Il viaggio non finisce mai. Solo i viaggiatori finiscono, afferma il grande Josè Saramago e lo dice proprio al momento dei saluti, dopo un viaggio lungo 500 pagine, come a dire: non è finita.
Bisogna ritornare sui passi già dati, per ripeterli e per tracciarvi a fianco nuovi cammini. Bisogna ricominciare il viaggio. Sempre. Il viaggiatore ritorna subito.
Dice anche questo, subito dopo. Anzi, sono proprio queste le ultime parole del suo Viaggio in Portogallo.
Ci ha preso per mano, Josè Saramago, e non ci ha più mollato. Ci ha spinto a varcare la frontiera con la Spagna, in un posto che difficilmente troveremmo sulla carta. Poi ci ha fatto posto in macchina, per vagabondare tra paesi di contadini chiese dimenticate, piazzette abbellite dagli azulejos. Non si è stancato di mostrarci un paese allo stesso tempo sospeso nel tempo e segnato dal tempo, che profuma di montagna e di oceano.
Ci ha quasi stancato, Josè Saramago: non è che l'ha tirata troppo per le lunghe? E com'è che ci racconta tutto in terza persona - attribuendo tutto a un viaggiatore senza nome ma che è ovvio che è lui stesso?
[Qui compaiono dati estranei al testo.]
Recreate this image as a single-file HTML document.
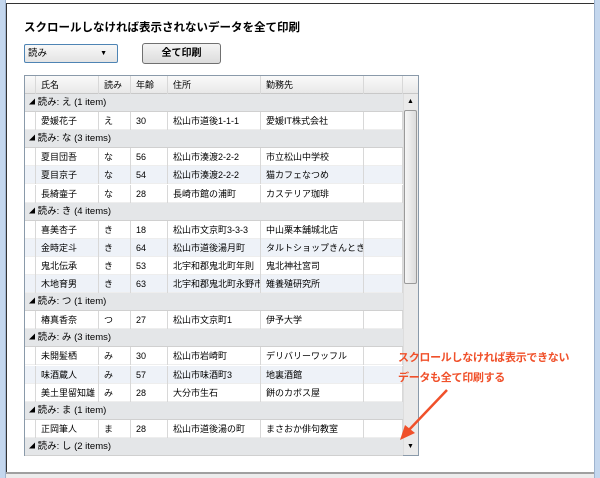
<!DOCTYPE html>
<html><head><meta charset="utf-8"><style>
*{margin:0;padding:0;box-sizing:border-box}
body{width:600px;height:478px;background:#fff;position:relative;overflow:hidden;font-family:"Liberation Sans","Noto Sans CJK JP",sans-serif;font-size:10px;color:#000}
.a{position:absolute}
.row{position:absolute;left:25px;width:378px;height:18px;font-size:9px}
.c{position:absolute;top:0;height:18px;line-height:18px;border-right:1px solid #d8d8d8;padding-left:5px;white-space:nowrap;overflow:hidden}
.g{position:absolute;left:25px;width:378px;height:18px;background:#e4e6e8;line-height:18px;padding-left:4px;border-bottom:1px solid #d0d0d0;font-size:9.5px}
</style></head><body>
<div class="a" style="left:0;top:0;width:6px;height:478px;background:#c4d7ee;border-right:1px solid #9fb4cf"></div>
<div class="a" style="right:0;top:0;width:6px;height:478px;background:#c4d7ee;border-left:1px solid #9fb4cf"></div>
<div class="a" style="left:6px;top:3px;width:588px;height:1px;background:#333"></div>
<div class="a" style="left:6px;top:4px;width:1px;height:468px;background:#333"></div>
<div class="a" style="left:6px;top:472px;width:588px;height:6px;background:#ececec;border-top:2px solid #a0a0a0"></div>
<div class="a" style="left:24px;top:19px;font-size:11.5px;font-weight:bold">スクロールしなければ表示されないデータを全て印刷</div>
<div class="a" style="left:24px;top:44px;width:94px;height:19px;border:1px solid #4e84b4;border-radius:2px;background:linear-gradient(#f8f8f8,#e4e4e4);padding-left:3px;line-height:17px;font-size:9.5px">読み<span style="position:absolute;right:10px;top:0;font-size:7px">▼</span></div>
<div class="a" style="left:142px;top:43px;width:79px;height:21px;border:1px solid #707070;border-radius:3px;background:linear-gradient(#f4f4f4,#dcdcdc);text-align:center;line-height:19px;font-weight:bold">全て印刷</div>
<div class="a" style="left:24px;top:75px;width:395px;height:381px;border:1px solid #8a9aaa;background:#fff"></div>
<div class="a" style="left:25px;top:76px;width:393px;height:18px;background:linear-gradient(#fafafa,#e8e8e8);border-bottom:1px solid #c8c8c8"></div>
<div class="row" style="top:76px">
<div class="c" style="left:0;width:11px"></div><div class="c" style="left:11px;width:63px">氏名</div><div class="c" style="left:74px;width:32px">読み</div><div class="c" style="left:106px;width:37px">年齢</div><div class="c" style="left:143px;width:93px">住所</div><div class="c" style="left:236px;width:103px">勤務先</div><div class="c" style="left:339px;width:39px"></div></div>
<div id="b"></div>
<div class="a" style="left:403px;top:94px;width:15px;height:361px;background:#eaeaea;border-left:1px solid #ddd"></div>
<div class="a" style="left:403px;top:94px;width:15px;height:16px;text-align:center;font-size:7px;line-height:16px">▲</div>
<div class="a" style="left:404px;top:110px;width:13px;height:174px;border:1px solid #9a9a9a;border-radius:2px;background:linear-gradient(90deg,#f6f6f6,#dcdcdc)"></div>
<div class="a" style="left:403px;top:439px;width:15px;height:16px;text-align:center;font-size:7px;line-height:16px">▼</div>
<div class="a" style="left:398px;top:348px;color:#f0502a;font-size:11px;line-height:20px;font-weight:bold;letter-spacing:-0.3px">スクロールしなければ表示できない<br>データも全て印刷する</div>
<svg class="a" style="left:395px;top:385px" width="60" height="60"><line x1="52" y1="5" x2="12" y2="47" stroke="#f0502a" stroke-width="2.5"/><polygon points="5,55 10,40 20,48" fill="#f0502a"/></svg>
<script>
var d=[["え",1,[["愛媛花子","え","30","松山市道後1-1-1","愛媛IT株式会社"]]],["な",3,[["夏目団吾","な","56","松山市湊渡2-2-2","市立松山中学校"],["夏目京子","な","54","松山市湊渡2-2-2","猫カフェなつめ"],["長綺壷子","な","28","長崎市館の浦町","カステリア珈琲"]]],["き",4,[["喜美杏子","き","18","松山市文京町3-3-3","中山栗本舗城北店"],["金時定斗","き","64","松山市道後湯月町","タルトショップきんとき"],["鬼北伝承","き","53","北宇和郡鬼北町年則","鬼北神社宮司"],["木地育男","き","63","北宇和郡鬼北町永野市","雉養殖研究所"]]],["つ",1,[["椿真香奈","つ","27","松山市文京町1","伊予大学"]]],["み",3,[["未開髪栖","み","30","松山市岩崎町","デリバリーワッフル"],["味酒蔵人","み","57","松山市味酒町3","地裏酒館"],["美土里留知雄","み","28","大分市生石","餅のカボス屋"]]],["ま",1,[["正岡筆人","ま","28","松山市道後湯の町","まさおか俳句教室"]]],["し",2,[]]];
var h="",y=94,L=[0,11,74,106,143,236,339],W=[11,63,32,37,93,103,39];
d.forEach(function(g){h+='<div class="g" style="top:'+y+'px"><span style="font-size:6px;vertical-align:1px">◢</span> 読み: '+g[0]+' ('+g[1]+' item'+(g[1]>1?'s':'')+')</div>';y+=18.1;
g[2].forEach(function(r,i){h+='<div class="row" style="top:'+y+'px;background:'+(i%2?'#eef2f8':'#fff')+';border-bottom:1px solid #eee">';
for(var k=0;k<7;k++){var t=k==0||k==6?'':r[k-1];h+='<div class="c" style="left:'+L[k]+'px;width:'+W[k]+'px">'+t+'</div>';}
h+='</div>';y+=18.1;});});
document.getElementById('b').innerHTML=h;
</script>
</body></html>
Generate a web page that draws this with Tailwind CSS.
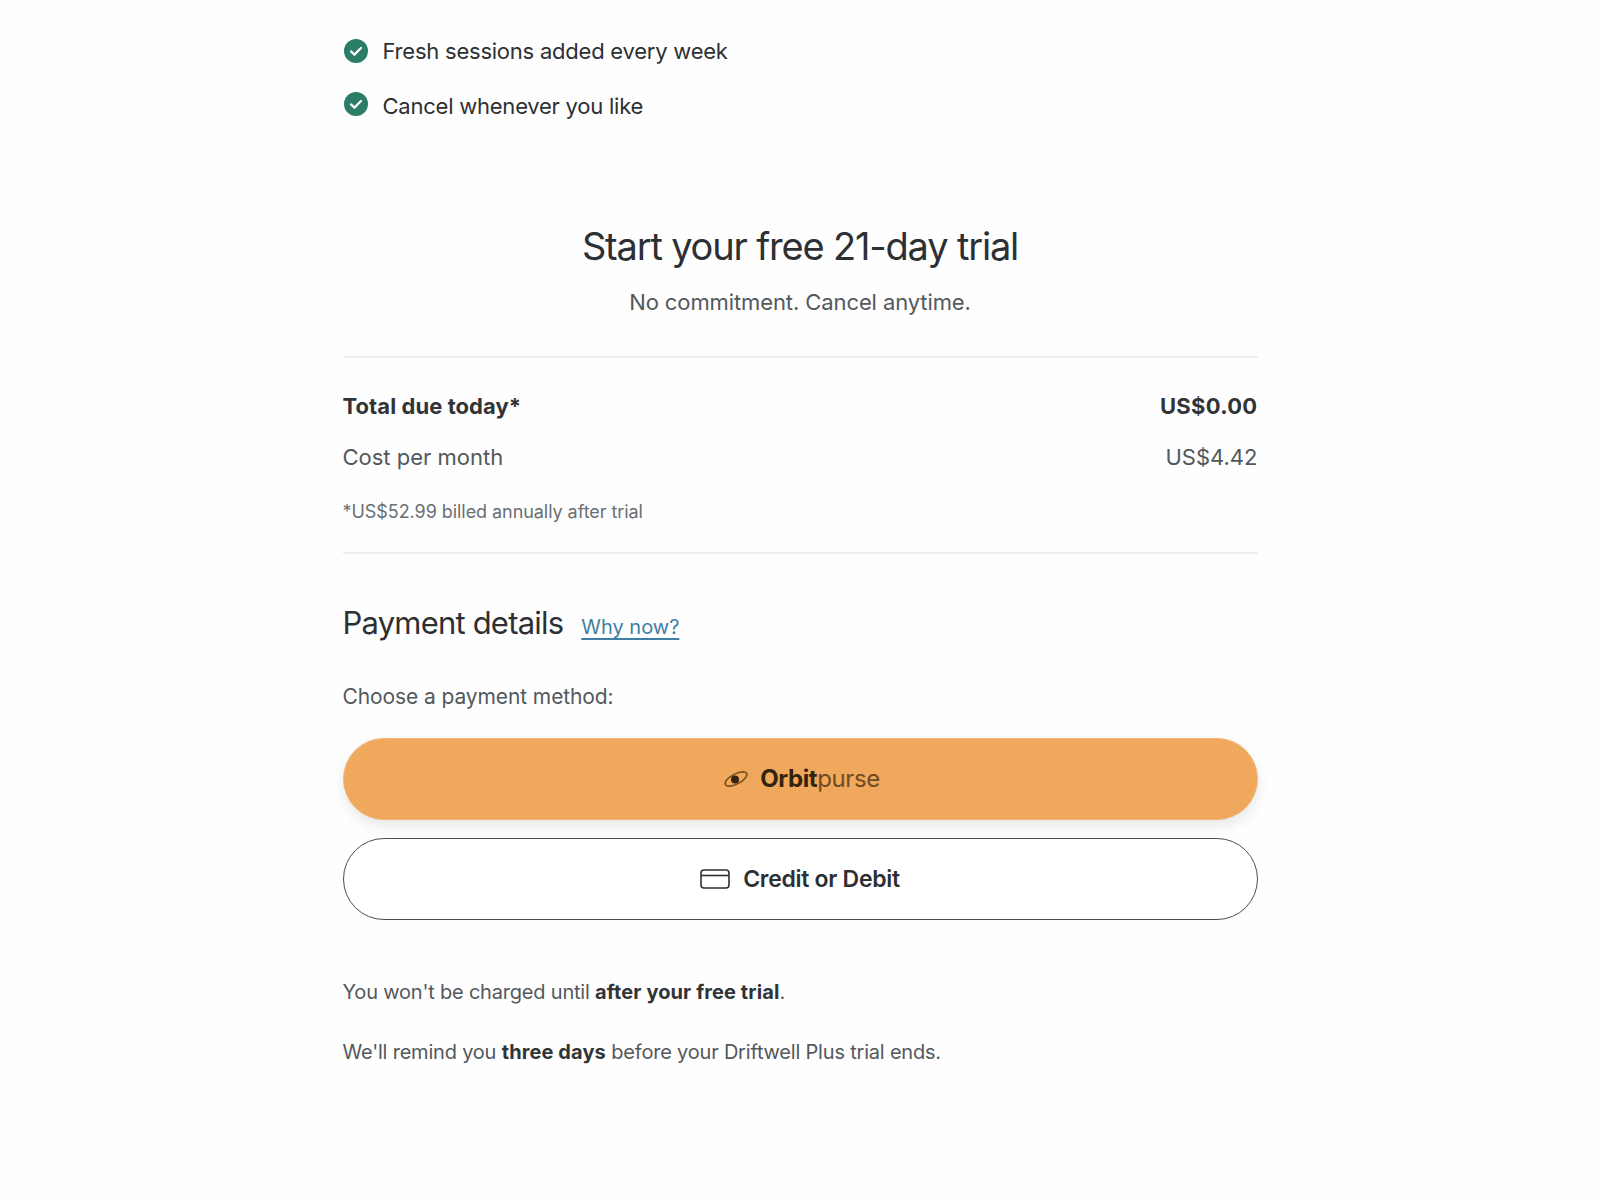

Sarà davvero che è il viaggiatore e non il viaggio che finisce. Sarà che finisce perché il viaggiatore non è mai lo stesso. Cambia con il viaggio. Con lo sguardo che ogni volta è diverso. Con il paese che non è mai lo stesso, anche se per qualche scherzo del destino, porta lo stesso nome.
Questo Portogallo che sarà un altro Portogallo. Prima o poi anche il mio Portogallo.